You have been saving for retirement in your employer’s retirement plan. Now that you are leaving your job, you must decide what to do with your retirement plan savings. Union Bank & Trust Company can help you decide the option that is right for you.
Roll Retirement Savings to an IRA
You can roll over your retirement savings to a Traditional IRA. The benefits of a Rollover IRA include the following:
- Continued Tax-Free Growth. A Rollover IRA will allow your retirement savings to grow on a tax-deferred basis without incurring any immediate taxation or penalties.
- Consolidation of Retirement Savings Accounts. You may have retirement accounts held by one or more of your former employers. Consolidating multiple employer-sponsored retirement accounts into a Rollover IRA makes it easier for you to manage your retirement assets.

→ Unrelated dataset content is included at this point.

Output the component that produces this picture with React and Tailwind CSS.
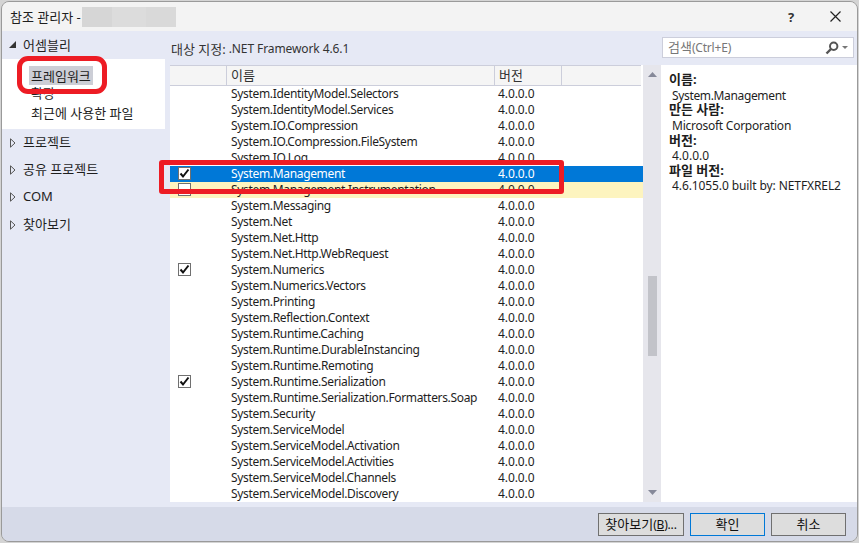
import React from "react";

const FONT = "font-['Noto_Sans','Noto_Sans_CJK_KR',sans-serif]";

const rows = [
  ["System.IdentityModel.Selectors"],
  ["System.IdentityModel.Services"],
  ["System.IO.Compression"],
  ["System.IO.Compression.FileSystem"],
  ["System.IO.Log"],
  ["System.Management", "selected"],
  ["System.Management.Instrumentation", "hover"],
  ["System.Messaging"],
  ["System.Net"],
  ["System.Net.Http"],
  ["System.Net.Http.WebRequest"],
  ["System.Numerics", "checked"],
  ["System.Numerics.Vectors"],
  ["System.Printing"],
  ["System.Reflection.Context"],
  ["System.Runtime.Caching"],
  ["System.Runtime.DurableInstancing"],
  ["System.Runtime.Remoting"],
  ["System.Runtime.Serialization", "checked"],
  ["System.Runtime.Serialization.Formatters.Soap"],
  ["System.Security"],
  ["System.ServiceModel"],
  ["System.ServiceModel.Activation"],
  ["System.ServiceModel.Activities"],
  ["System.ServiceModel.Channels"],
  ["System.ServiceModel.Discovery"],
];

function Check({ checked }) {
  return (
    <span className="w-[13px] h-[13px] border border-[#707070] bg-white flex items-center justify-center shrink-0">
      {checked && (
        <svg width="11" height="11" viewBox="0 0 11 11">
          <path d="M1.5 5.5 L4 8.5 L9.5 1.5" fill="none" stroke="#111" strokeWidth="2" />
        </svg>
      )}
    </span>
  );
}

function Row({ name, state }) {
  const bg =
    state === "selected"
      ? "bg-[#0078d7] text-white"
      : state === "hover"
        ? "bg-[#fdf4bf] text-[#1e1e1e]"
        : "text-[#1e1e1e]";
  return (
    <div className={`h-4 flex items-center ${bg}`}>
      <div className="w-[61px] h-4 pl-2 pt-px flex items-start shrink-0">
        {(state === "selected" || state === "checked") && <Check checked />}
        {state === "hover" && <Check />}
      </div>
      <div className="w-[267px] shrink-0 whitespace-nowrap tracking-[-0.33px]">{name}</div>
      <div className="tracking-[-0.1px]">4.0.0.0</div>
    </div>
  );
}

function TreeHead({ label, open, h }) {
  return (
    <div className={`${h} flex items-center pl-[7px] text-[#1e1e1e]`}>
      <svg width="7" height="10" viewBox="0 0 7 10" className="shrink-0 mr-[7px]">
        {open ? (
          <path d="M0 8 H7 V1 Z" fill="#333" />
        ) : (
          <path d="M1.5 0.8 L6 5 L1.5 9.2 Z" fill="none" stroke="#555" />
        )}
      </svg>
      <span className={`text-[13px] ${open ? "" : "-mt-[2px]"}`}>{label}</span>
    </div>
  );
}

function Btn({ children, w, primary }) {
  return (
    <div
      className={`${w} h-[23px] flex items-center justify-center bg-[#dddddd] border text-[#111] pb-px ${primary ? "border-[#0078d7]" : "border-[#707070]"}`}
    >
      {children}
    </div>
  );
}

export default function App() {
  return (
    <div className={`${FONT} relative w-[859px] h-[543px] overflow-hidden bg-[#d4d4d4] p-px pr-0 text-[12px] leading-4`}>
      <div className="w-[857px] h-[541px] rounded-lg border border-[#9a9a9a] overflow-hidden flex flex-col">
        {/* title bar */}
        <div className="h-[29px] shrink-0 bg-[#f3f3f3] flex items-center pl-2 text-[#1e1e1e]">
          <span className="whitespace-nowrap text-[13px]">참조 관리자 -</span>
          <div className="ml-[1px] w-[94px] h-5 flex">
            <div className="w-[30px] bg-[#d6d6d6]" />
            <div className="w-[34px] bg-[#dcdcdc]" />
            <div className="w-[30px] bg-[#d9d9d9]" />
          </div>
          <div className="ml-auto flex items-center">
            <span className="w-5 text-center text-[13px] font-bold text-[#333]">?</span>
            <svg width="11" height="11" viewBox="0 0 11 11" className="ml-[29px] mr-[16px]">
              <path d="M0.5 0.5 L10.5 10.5 M10.5 0.5 L0.5 10.5" stroke="#222" strokeWidth="1.2" fill="none" />
            </svg>
          </div>
        </div>

        {/* main */}
        <div className="h-[476px] shrink-0 bg-[#e6e9f5] flex">
          {/* sidebar */}
          <div className="w-[163px] shrink-0 flex flex-col">
            <TreeHead label="어셈블리" open h="h-[28px]" />
            <div className="h-[70px] bg-white flex flex-col pt-[7px] pl-[27px] text-[#1e1e1e] text-[13px]">
              <div className="h-[19px] w-fit px-[2px] bg-[#ccced6] flex items-center">프레임워크</div>
              <div className="h-[18px] pl-[2px] pb-[2px] flex items-center">확장</div>
              <div className="h-[21px] pl-[2px] pb-[2px] flex items-center">최근에 사용한 파일</div>
            </div>
            <TreeHead label="프로젝트" h="h-[27px]" />
            <TreeHead label="공유 프로젝트" h="h-[27px]" />
            <TreeHead label="COM" h="h-[28px]" />
            <TreeHead label="찾아보기" h="h-[27px]" />
          </div>

          {/* center */}
          <div className="ml-[5px] w-[491px] shrink-0 flex flex-col">
            <div className="h-[34px] flex items-center text-[#333] pt-[1px] pl-px whitespace-nowrap tracking-[-0.1px]">
              <span className="text-[13px] tracking-normal">대상 지정:</span>&nbsp;.NET Framework 4.6.1
            </div>
            <div className="h-[437px] flex">
              <div className="w-[473px] h-full bg-white overflow-hidden">
                <div className="w-[471px] h-[21px] bg-[#f5f5f5] border-y border-[#ccceDB] flex text-[#333] text-[13px]">
                  <div className="w-[57px] border-r border-[#ccceDB]" />
                  <div className="w-[268px] border-r border-[#ccceDB] pl-[4px] pb-[2px] flex items-center">이름</div>
                  <div className="w-[67px] border-r border-[#ccceDB] pl-[4px] pb-[2px] flex items-center">버전</div>
                </div>
                {rows.map(([n, s]) => (
                  <Row key={n} name={n} state={s} />
                ))}
              </div>
              <div className="w-[18px] h-full bg-[#e6e6ec] flex flex-col items-center">
                <svg width="9" height="5" viewBox="0 0 9 5" className="mt-[7px]">
                  <path d="M0 5 L4.5 0 L9 5 Z" fill="#868999" />
                </svg>
                <div className="w-[9px] h-20 bg-[#c2c3c9] mt-[199px]" />
                <svg width="9" height="5" viewBox="0 0 9 5" className="mt-[134px]">
                  <path d="M0 0 L9 0 L4.5 5 Z" fill="#868999" />
                </svg>
              </div>
            </div>
          </div>

          {/* details */}
          <div className="flex-1 flex flex-col">
            <div className="h-[34px] pl-px pr-[3px] pt-[6px]">
              <div className="h-[21px] bg-white border border-[#ccceDB] flex items-center pl-[5px] pr-[5px] text-[#777] tracking-[-0.2px]">
                <span><span className="text-[13px] tracking-normal">검색</span>(Ctrl+E)</span>
                <svg width="14" height="14" viewBox="0 0 14 14" className="ml-auto">
                  <circle cx="8.7" cy="5.3" r="3.7" fill="none" stroke="#555" strokeWidth="2" />
                  <path d="M6 8 L1.5 12.5" stroke="#555" strokeWidth="2.4" fill="none" />
                </svg>
                <svg width="6" height="3" viewBox="0 0 6 3" className="ml-[3px]">
                  <path d="M0 0 H6 L3 3 Z" fill="#777" />
                </svg>
              </div>
            </div>
            <div className="h-[437px] bg-white pl-2 pt-[7px] text-[#1e1e1e] leading-[15px]">
              <div className="font-bold text-[13px]">이름:</div>
              <div className="pl-[3px] pt-px -mb-px tracking-[-0.35px]">System.Management</div>
              <div className="font-bold text-[13px]">만든 사람:</div>
              <div className="pl-[3px] pt-px -mb-px tracking-[-0.25px]">Microsoft Corporation</div>
              <div className="font-bold text-[13px] pt-px -mb-px">버전:</div>
              <div className="pl-[3px] pt-px -mb-px">4.0.0.0</div>
              <div className="font-bold text-[13px] pt-px -mb-px">파일 버전:</div>
              <div className="pl-[3px] pt-px -mb-px tracking-[-0.1px] whitespace-nowrap">4.6.1055.0 built by: NETFXREL2</div>
            </div>
          </div>
        </div>

        {/* footer */}
        <div className="flex-1 bg-[#d6dae8] flex justify-end gap-[6px] pt-[6px] pr-[11px]">
          <Btn w="w-[86px]">
            <span className="tracking-[-0.2px]"><span className="text-[13px] tracking-normal">찾아보기</span>(<span className="underline">B</span>)...</span>
          </Btn>
          <Btn w="w-[75px]" primary><span className="text-[13px]">확인</span></Btn>
          <Btn w="w-[75px]"><span className="text-[13px]">취소</span></Btn>
        </div>
      </div>

      {/* red annotation marks */}
      <div className="absolute left-[17px] top-[56px] w-[90px] h-[38px] rounded-[11px] border-[5px] border-[#ed1c24]" />
      <div className="absolute left-[159px] top-[160px] w-[405px] h-[34px] rounded-[3px] border-[5px] border-[#ed1c24]" />
    </div>
  );
}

- Choice of Investment Options. A Rollover IRA may provide you with investment options that may not be available in your former employer’s retirement plan.
- Greater Control over Retirement Savings. Your former employer’s retirement plan may have rules restricting when you can change investments and make withdrawals. In a Rollover IRA, you retain control and flexibility over how your retirement assets are invested and when you can receive withdrawals.
- Potentially Lower Fees. A Rollover IRA may have lower fees compared to your former employer’s retirement plan (or your new employer’s plan, if applicable).
If your retirement account consists of pre-tax contributions, you can roll your retirement account to a Roth IRA instead of a Traditional IRA. The tax consequences, however, are different depending on whether you roll over your account to a Traditional IRA or a Roth IRA. If your retirement account includes a Roth Account, you can roll your Roth Account only to a Roth IRA.
Transfer Retirement Savings to New Employer’s Retirement Plan
If your new employer has a retirement plan, you may be able to transfer your retirement savings to your new employer’s plan. You should check with your new employer to determine whether this option is available to you.
Transferring your retirement savings to your new employer’s plan will allow your retirement savings to grow on a tax-deferred basis, and allow you to consolidate your retirement accounts. Depending on the terms of your new employer’s plan, however, your investment choices may be limited. In addition, you may be limited as to when you can make investment election changes and when you can begin receiving withdrawals.
Keep Retirement Savings in Former Employer’s Plan
You may be able to keep your retirement savings in your former employer’s retirement plan. However, if you have a small retirement account balance, your former employer may require you to withdraw your retirement savings, meaning this option may not be available to you. The advantages and disadvantages of this option are similar to transferring your retirement savings to your new employer’s plan.
Receive a Cash Withdrawal
You can receive a cash withdrawal of your retirement savings account. This is generally the least preferable option because you will pay federal and state income taxes, and may have to pay a 10% penalty if you have not attained age 59 ½. In addition, receiving a cash withdrawal will reduce your retirement savings.